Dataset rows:
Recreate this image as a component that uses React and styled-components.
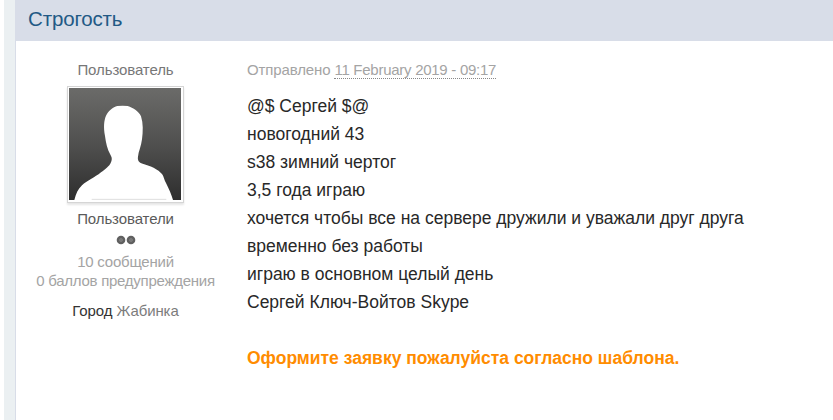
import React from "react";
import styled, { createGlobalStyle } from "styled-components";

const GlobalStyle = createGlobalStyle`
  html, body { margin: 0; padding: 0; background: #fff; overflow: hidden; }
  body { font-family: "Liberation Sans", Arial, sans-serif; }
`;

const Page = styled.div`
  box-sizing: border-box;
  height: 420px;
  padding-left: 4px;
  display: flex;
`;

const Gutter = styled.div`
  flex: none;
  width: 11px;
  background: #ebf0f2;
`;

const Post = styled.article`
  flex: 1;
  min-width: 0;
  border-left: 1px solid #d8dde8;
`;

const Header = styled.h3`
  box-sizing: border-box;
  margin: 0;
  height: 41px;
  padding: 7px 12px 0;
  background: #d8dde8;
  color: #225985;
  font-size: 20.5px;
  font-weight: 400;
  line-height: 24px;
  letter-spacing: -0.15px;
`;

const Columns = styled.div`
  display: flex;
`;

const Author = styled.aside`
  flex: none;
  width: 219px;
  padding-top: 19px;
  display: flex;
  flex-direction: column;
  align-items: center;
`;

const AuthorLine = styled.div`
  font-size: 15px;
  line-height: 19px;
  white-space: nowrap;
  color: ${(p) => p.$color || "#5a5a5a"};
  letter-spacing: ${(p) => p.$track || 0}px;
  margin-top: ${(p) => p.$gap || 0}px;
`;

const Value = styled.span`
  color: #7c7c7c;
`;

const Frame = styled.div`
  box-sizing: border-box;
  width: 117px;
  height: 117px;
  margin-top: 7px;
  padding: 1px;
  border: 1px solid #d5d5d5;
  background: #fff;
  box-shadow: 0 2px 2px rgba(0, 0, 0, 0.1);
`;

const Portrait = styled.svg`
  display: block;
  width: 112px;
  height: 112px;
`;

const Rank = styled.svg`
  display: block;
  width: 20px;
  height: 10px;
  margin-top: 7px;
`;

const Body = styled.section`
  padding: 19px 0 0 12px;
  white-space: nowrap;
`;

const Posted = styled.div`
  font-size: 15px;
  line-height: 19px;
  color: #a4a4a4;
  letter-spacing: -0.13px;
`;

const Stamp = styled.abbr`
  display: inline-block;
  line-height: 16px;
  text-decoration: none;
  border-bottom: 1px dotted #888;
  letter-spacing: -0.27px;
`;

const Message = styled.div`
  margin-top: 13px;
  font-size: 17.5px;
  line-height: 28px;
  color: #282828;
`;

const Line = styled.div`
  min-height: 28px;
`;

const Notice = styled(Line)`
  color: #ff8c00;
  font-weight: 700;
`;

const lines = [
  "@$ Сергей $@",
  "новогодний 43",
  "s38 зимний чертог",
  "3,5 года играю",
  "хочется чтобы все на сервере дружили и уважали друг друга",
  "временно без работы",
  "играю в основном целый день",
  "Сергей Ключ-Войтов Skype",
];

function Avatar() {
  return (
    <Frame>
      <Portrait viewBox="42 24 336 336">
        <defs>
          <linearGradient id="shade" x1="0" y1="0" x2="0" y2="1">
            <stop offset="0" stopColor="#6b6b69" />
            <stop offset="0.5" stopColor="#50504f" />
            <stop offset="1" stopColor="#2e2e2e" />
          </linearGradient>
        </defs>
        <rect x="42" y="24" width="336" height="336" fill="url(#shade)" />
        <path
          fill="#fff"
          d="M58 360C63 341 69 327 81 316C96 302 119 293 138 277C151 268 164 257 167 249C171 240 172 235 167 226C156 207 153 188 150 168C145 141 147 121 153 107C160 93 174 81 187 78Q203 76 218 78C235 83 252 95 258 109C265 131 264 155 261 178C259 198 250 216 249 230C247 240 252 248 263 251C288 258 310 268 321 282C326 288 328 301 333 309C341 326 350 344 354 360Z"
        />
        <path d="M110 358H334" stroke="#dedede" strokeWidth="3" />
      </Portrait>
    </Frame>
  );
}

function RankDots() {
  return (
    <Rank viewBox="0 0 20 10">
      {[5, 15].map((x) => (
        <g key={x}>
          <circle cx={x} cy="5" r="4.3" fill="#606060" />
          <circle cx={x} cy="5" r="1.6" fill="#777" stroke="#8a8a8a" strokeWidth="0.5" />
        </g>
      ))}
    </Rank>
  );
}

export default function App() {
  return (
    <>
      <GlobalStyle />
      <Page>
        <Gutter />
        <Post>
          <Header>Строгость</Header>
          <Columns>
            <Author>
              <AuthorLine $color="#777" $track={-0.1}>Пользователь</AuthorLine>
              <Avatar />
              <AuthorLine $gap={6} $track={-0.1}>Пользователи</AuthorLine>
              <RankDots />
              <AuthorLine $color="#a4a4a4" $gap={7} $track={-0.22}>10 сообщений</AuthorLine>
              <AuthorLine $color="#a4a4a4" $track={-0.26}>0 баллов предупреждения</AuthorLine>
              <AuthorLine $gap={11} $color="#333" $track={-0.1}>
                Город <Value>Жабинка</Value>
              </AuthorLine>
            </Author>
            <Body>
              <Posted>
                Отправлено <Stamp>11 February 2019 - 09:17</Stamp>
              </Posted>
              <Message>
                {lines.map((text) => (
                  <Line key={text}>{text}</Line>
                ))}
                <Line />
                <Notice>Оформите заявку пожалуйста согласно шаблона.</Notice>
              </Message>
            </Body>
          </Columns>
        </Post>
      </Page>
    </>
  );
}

* * *

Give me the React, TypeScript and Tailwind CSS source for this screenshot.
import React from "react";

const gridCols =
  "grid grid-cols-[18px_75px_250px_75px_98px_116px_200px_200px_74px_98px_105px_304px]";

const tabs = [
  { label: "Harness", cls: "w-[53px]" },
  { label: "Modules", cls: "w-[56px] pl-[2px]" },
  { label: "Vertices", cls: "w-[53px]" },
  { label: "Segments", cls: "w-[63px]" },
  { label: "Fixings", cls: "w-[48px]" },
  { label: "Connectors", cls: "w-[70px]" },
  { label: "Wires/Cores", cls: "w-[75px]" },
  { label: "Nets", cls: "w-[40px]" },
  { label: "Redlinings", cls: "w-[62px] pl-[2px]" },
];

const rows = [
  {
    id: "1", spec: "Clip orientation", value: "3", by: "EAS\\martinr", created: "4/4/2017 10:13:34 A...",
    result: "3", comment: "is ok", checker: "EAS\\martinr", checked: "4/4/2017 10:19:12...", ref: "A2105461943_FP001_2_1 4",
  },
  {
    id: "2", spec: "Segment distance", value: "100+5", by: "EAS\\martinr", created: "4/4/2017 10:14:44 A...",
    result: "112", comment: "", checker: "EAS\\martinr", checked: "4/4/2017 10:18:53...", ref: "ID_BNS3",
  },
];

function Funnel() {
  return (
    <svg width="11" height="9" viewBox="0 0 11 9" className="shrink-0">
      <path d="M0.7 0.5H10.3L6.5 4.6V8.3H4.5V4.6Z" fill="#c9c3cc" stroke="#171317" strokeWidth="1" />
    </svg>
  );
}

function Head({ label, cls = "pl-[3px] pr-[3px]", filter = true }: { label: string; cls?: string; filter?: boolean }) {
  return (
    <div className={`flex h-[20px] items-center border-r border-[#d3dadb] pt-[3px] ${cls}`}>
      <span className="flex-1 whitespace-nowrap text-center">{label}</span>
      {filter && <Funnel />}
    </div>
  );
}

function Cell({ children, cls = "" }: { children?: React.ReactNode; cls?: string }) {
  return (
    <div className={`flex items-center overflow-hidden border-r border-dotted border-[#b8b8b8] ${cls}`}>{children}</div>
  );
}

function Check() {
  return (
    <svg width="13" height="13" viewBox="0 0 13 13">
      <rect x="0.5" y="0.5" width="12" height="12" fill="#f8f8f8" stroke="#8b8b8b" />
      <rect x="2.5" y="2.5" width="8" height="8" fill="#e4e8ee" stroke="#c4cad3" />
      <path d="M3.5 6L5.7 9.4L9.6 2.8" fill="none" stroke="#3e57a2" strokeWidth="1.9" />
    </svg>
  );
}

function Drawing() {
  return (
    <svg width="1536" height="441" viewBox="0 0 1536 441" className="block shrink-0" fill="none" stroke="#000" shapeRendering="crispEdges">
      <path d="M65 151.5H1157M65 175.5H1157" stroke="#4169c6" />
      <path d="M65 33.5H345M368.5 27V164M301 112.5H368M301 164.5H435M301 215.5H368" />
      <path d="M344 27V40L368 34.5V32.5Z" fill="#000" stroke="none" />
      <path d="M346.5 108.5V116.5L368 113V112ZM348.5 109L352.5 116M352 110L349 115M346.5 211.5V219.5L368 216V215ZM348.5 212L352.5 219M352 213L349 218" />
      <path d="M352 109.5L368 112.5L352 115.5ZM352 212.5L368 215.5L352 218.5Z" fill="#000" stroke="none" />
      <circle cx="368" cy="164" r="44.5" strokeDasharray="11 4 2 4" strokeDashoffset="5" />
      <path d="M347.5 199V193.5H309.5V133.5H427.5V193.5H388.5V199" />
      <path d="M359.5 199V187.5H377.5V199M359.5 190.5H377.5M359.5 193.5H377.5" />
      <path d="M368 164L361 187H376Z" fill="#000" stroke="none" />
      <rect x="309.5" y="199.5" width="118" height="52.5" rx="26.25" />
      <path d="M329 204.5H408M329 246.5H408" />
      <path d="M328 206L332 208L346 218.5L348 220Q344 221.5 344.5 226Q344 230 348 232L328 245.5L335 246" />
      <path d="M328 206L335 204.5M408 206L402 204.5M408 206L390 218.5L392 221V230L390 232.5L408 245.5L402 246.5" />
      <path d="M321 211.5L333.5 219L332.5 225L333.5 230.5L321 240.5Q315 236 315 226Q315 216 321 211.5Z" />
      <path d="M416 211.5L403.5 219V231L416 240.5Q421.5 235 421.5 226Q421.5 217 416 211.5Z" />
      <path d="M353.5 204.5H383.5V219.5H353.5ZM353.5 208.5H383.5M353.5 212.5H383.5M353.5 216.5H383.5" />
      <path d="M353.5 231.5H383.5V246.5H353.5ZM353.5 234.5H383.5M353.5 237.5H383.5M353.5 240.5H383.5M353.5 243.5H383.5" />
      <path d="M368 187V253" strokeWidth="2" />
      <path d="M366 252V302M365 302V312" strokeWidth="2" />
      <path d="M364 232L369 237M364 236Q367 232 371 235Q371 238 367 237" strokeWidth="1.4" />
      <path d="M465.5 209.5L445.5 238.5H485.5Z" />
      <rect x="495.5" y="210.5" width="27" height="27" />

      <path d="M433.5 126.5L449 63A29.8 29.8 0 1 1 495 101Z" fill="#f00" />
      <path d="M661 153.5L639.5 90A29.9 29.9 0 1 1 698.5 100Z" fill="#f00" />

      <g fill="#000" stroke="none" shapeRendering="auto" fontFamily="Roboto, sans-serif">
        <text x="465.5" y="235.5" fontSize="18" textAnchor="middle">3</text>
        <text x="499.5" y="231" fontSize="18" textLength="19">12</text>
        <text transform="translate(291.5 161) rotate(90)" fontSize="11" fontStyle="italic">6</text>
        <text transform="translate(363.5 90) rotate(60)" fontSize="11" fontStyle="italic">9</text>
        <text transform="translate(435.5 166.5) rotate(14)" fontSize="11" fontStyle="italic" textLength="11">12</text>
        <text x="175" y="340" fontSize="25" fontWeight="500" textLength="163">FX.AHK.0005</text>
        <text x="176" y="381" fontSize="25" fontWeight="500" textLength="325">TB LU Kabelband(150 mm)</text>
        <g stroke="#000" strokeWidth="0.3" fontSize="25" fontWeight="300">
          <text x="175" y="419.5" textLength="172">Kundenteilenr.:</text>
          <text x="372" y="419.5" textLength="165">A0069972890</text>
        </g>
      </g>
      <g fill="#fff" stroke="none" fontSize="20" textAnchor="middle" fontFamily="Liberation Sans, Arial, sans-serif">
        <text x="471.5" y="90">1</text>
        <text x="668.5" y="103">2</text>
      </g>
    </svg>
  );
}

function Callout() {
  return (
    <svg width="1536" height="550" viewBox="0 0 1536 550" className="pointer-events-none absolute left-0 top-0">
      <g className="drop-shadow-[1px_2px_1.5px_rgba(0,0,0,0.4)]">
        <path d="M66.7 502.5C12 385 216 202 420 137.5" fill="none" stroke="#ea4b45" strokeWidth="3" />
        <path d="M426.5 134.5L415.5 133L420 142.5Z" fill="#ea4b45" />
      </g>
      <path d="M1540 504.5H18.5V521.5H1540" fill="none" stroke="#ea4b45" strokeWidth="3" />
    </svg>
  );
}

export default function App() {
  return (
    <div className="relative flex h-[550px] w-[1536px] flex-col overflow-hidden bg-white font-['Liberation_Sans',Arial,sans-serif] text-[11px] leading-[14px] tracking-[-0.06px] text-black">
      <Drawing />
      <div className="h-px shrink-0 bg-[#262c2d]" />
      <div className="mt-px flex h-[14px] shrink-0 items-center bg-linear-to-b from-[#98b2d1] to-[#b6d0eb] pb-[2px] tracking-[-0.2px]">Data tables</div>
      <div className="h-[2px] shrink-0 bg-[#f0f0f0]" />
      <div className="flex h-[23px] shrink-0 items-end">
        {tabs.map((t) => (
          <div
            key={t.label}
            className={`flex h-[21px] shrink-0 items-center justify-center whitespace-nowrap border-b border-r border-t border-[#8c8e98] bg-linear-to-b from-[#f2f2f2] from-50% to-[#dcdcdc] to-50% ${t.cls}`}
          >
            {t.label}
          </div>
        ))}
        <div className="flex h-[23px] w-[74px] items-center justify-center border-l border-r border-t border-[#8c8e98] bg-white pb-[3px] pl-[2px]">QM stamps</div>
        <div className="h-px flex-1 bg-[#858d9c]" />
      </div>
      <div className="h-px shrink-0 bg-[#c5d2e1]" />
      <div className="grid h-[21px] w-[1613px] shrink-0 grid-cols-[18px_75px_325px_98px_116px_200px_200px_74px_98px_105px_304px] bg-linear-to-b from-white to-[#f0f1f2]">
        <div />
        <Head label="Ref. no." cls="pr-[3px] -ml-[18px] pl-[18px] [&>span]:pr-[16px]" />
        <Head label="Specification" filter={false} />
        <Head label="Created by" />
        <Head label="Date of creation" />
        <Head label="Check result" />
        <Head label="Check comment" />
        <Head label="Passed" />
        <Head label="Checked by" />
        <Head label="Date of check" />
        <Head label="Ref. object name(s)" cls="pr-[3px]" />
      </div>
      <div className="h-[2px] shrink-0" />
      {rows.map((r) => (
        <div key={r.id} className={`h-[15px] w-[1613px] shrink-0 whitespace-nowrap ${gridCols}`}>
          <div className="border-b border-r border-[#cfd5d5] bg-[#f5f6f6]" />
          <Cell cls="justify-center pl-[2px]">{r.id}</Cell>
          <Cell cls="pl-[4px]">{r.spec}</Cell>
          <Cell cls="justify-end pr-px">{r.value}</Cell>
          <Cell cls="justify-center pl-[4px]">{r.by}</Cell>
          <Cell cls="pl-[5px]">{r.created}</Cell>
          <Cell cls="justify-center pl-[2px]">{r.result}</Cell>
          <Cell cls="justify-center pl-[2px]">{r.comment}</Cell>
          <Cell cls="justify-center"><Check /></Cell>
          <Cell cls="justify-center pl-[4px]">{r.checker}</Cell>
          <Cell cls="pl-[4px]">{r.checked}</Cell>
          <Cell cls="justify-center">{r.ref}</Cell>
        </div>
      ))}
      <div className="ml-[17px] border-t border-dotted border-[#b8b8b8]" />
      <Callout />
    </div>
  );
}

EXERCISE GOAL
In the data above, how many lines contain the string "components"? Answer with the number only.

EXERCISE RESPONSE
2